**WHAT IS BEING ASKED:**
Read the records below. Copy each line where the string "page" occurs.

____

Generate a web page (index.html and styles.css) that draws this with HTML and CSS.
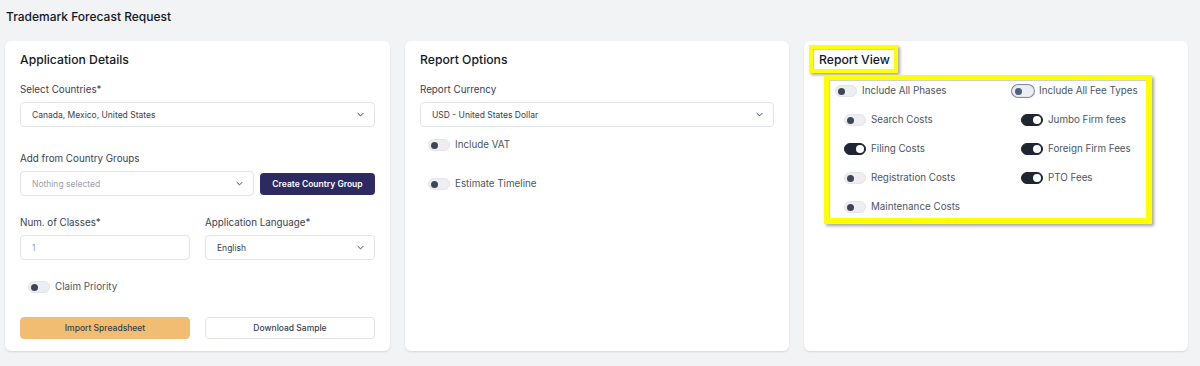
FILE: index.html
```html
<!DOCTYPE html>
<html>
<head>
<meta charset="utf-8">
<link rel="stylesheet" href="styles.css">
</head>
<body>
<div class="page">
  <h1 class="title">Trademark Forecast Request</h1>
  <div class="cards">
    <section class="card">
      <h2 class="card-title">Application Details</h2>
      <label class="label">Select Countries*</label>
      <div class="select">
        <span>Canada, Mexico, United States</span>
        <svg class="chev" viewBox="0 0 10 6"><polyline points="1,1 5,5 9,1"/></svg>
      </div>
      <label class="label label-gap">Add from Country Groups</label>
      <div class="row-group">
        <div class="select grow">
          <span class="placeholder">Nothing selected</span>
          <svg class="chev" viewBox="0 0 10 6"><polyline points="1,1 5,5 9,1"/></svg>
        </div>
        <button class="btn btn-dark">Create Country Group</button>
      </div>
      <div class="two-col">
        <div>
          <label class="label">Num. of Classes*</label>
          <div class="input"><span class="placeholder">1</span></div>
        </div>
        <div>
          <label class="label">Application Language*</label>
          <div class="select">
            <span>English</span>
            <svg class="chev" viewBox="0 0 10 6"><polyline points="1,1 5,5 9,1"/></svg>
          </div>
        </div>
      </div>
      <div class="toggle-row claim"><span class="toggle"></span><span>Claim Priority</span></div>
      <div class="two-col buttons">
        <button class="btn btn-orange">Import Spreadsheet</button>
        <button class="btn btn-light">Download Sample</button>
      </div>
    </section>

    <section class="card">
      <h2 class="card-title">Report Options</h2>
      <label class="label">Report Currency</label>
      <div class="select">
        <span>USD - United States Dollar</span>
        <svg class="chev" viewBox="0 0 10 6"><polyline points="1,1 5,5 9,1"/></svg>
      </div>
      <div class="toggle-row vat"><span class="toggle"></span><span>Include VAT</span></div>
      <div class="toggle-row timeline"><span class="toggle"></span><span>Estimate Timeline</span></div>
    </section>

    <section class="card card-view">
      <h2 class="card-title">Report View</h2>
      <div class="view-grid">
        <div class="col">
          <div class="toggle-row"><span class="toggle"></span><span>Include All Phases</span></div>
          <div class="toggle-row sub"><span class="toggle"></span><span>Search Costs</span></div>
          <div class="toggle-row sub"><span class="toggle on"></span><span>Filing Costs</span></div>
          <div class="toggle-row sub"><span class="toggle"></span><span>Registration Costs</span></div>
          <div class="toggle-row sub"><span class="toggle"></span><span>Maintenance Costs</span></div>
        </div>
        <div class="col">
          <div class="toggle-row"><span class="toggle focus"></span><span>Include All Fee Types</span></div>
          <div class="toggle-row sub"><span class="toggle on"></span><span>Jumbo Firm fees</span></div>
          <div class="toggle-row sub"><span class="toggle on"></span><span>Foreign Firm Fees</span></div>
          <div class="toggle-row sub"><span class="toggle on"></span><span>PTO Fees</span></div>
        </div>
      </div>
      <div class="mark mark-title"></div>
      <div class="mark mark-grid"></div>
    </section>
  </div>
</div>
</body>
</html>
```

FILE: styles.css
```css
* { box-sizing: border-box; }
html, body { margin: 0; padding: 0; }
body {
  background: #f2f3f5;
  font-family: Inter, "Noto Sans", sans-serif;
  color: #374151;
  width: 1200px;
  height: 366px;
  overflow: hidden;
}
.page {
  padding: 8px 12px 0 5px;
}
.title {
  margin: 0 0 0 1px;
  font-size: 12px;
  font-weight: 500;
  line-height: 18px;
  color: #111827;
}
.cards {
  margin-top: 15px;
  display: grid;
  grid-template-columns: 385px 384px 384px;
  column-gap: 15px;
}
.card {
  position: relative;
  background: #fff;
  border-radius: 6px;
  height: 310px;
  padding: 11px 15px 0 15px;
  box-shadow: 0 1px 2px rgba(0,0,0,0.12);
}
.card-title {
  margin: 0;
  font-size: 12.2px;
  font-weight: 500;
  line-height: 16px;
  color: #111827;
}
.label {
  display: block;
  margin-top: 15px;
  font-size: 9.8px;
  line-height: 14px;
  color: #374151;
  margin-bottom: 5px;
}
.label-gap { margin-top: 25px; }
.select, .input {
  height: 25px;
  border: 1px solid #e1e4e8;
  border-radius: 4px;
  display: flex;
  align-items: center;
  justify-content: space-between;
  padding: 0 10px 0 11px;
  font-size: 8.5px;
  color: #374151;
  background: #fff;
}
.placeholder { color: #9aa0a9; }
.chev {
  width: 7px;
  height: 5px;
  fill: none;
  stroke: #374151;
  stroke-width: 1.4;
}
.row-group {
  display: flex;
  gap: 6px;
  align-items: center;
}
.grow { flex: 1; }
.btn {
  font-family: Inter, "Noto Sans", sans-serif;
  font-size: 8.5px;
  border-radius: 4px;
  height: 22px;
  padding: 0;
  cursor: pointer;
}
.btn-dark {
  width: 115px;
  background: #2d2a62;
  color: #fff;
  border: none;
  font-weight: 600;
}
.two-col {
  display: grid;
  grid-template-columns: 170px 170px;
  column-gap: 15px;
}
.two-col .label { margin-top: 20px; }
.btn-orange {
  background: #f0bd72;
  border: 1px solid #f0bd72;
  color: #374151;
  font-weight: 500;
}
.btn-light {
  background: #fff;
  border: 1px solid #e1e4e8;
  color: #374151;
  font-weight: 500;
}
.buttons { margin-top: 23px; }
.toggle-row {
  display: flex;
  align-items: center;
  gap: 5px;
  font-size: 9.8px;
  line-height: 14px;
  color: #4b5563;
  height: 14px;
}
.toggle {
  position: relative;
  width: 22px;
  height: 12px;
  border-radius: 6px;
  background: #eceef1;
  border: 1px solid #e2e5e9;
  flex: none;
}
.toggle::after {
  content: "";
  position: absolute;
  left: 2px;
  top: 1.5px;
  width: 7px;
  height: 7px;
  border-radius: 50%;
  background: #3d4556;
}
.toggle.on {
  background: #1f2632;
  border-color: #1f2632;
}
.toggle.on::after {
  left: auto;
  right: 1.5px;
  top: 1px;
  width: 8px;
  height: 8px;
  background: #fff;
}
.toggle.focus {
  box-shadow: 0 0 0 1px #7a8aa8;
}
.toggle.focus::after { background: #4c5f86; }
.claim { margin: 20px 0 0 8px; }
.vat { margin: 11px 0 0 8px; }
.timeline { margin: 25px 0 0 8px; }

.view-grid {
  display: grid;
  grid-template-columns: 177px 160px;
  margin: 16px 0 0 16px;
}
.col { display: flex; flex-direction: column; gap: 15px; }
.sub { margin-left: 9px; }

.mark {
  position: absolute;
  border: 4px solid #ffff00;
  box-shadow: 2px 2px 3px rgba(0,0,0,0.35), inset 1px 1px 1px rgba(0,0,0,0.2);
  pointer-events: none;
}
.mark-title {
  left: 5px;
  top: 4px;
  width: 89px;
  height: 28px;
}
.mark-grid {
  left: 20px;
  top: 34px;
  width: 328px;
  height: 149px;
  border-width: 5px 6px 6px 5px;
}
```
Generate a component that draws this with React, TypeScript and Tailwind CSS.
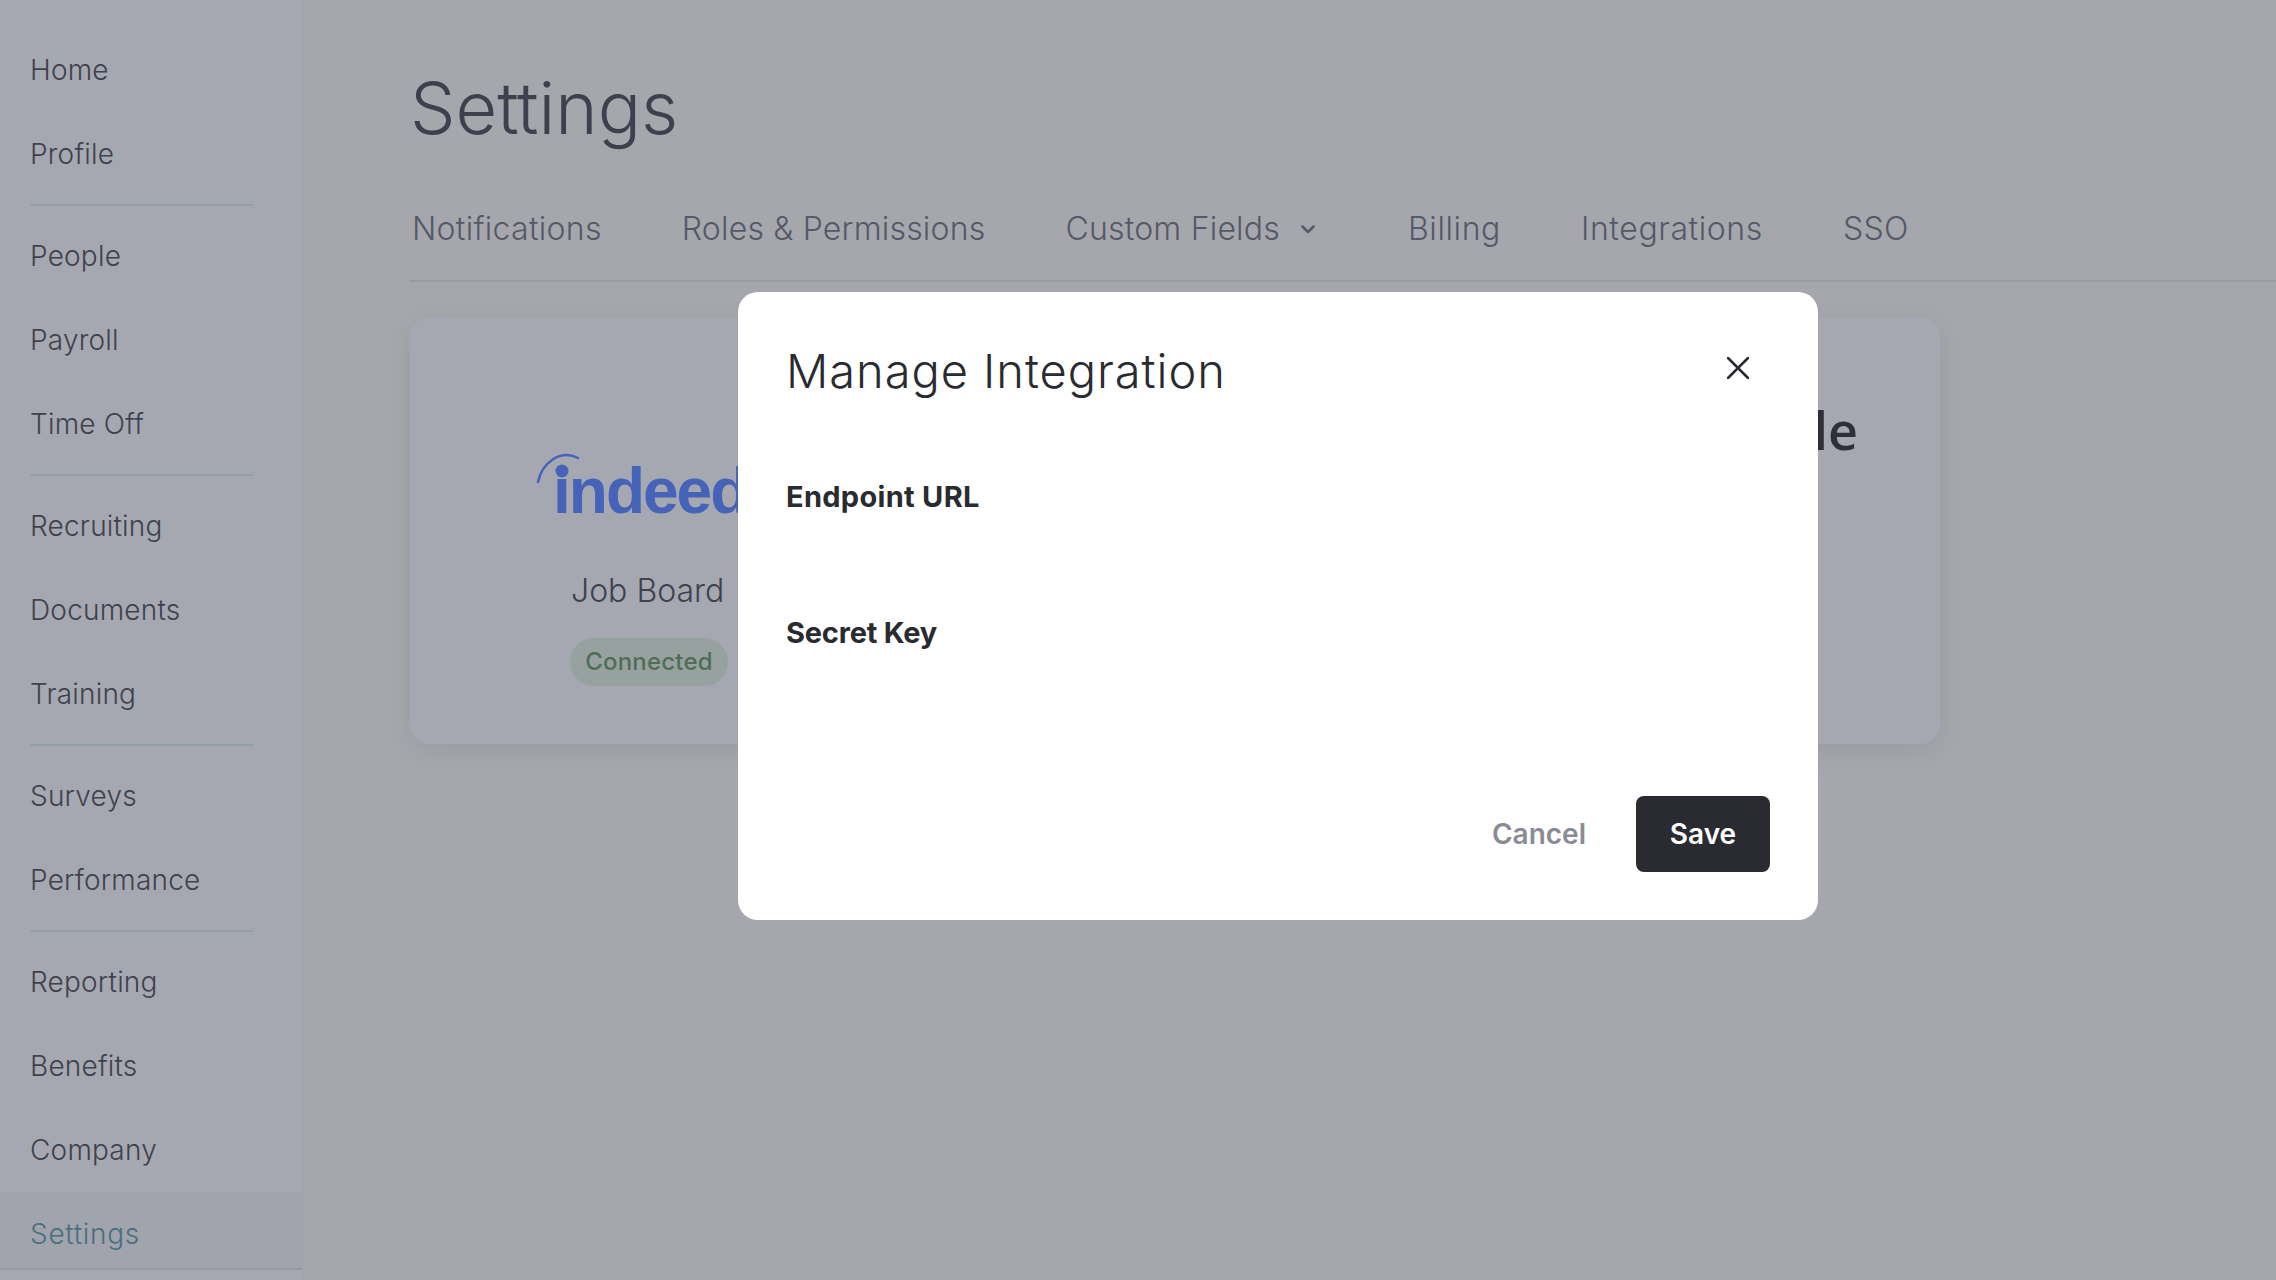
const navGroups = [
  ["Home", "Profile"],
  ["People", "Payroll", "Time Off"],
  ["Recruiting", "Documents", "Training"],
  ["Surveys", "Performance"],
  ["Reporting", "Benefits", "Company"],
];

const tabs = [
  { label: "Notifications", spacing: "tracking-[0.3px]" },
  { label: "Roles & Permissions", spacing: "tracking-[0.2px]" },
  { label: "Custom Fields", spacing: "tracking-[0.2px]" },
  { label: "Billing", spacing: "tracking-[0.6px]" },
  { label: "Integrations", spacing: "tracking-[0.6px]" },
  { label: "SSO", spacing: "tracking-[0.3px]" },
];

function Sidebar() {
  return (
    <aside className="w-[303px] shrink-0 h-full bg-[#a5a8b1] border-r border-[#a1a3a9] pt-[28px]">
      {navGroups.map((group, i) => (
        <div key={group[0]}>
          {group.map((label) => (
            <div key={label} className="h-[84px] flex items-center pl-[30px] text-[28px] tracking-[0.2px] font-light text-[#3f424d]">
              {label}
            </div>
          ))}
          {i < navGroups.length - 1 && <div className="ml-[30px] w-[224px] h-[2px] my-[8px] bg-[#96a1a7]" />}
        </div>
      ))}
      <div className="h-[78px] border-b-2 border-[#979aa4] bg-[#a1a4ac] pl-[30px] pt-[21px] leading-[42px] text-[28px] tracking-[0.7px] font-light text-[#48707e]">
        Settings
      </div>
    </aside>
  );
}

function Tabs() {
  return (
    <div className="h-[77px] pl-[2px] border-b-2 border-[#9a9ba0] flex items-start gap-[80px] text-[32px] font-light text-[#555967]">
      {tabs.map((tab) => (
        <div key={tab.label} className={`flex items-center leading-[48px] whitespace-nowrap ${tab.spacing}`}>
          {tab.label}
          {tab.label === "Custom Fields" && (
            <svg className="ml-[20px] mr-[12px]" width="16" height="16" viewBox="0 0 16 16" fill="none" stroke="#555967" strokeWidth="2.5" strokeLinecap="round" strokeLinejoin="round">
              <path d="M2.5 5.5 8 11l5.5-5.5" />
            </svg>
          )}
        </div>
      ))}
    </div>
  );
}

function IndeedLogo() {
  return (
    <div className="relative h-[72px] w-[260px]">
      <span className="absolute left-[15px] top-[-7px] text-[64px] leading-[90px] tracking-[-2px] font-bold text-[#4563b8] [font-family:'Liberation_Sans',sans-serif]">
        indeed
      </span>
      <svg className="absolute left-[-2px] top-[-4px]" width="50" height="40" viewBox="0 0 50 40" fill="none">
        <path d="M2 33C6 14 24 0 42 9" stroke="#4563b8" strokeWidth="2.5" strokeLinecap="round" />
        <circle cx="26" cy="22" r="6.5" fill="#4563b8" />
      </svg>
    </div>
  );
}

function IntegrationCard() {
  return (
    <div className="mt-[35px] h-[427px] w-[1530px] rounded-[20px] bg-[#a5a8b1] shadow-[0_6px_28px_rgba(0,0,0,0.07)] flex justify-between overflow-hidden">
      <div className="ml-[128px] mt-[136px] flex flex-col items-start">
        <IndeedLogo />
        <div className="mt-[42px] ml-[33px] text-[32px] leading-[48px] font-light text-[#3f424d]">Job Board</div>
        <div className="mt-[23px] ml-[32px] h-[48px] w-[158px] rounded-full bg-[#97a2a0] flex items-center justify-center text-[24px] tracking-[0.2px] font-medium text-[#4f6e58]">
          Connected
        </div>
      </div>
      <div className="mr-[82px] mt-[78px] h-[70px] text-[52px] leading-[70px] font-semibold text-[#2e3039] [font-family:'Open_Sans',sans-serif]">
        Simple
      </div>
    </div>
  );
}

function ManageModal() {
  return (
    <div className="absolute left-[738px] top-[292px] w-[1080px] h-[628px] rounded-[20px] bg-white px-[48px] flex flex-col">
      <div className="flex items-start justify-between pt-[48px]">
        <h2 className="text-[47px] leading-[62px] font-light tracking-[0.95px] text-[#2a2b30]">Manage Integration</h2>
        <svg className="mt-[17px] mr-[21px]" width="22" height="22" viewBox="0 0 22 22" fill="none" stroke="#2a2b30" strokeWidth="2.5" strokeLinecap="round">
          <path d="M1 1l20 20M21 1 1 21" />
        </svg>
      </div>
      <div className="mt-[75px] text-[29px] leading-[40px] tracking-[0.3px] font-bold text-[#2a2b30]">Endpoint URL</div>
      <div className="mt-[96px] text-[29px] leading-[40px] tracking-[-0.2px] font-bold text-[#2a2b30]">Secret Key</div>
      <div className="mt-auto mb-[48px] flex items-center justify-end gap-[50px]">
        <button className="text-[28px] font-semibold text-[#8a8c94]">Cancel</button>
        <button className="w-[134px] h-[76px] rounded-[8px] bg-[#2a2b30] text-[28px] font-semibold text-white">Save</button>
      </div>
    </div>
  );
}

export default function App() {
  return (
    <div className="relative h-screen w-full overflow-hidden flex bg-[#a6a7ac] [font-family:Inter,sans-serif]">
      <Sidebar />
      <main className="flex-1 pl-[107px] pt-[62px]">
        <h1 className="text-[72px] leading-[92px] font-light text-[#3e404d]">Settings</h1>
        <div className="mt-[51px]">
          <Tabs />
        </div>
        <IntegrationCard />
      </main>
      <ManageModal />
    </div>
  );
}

____

**SOLUTION:**
Generate a web page (index.html and styles.css) that draws this with HTML and CSS.
<div class="page">
.page {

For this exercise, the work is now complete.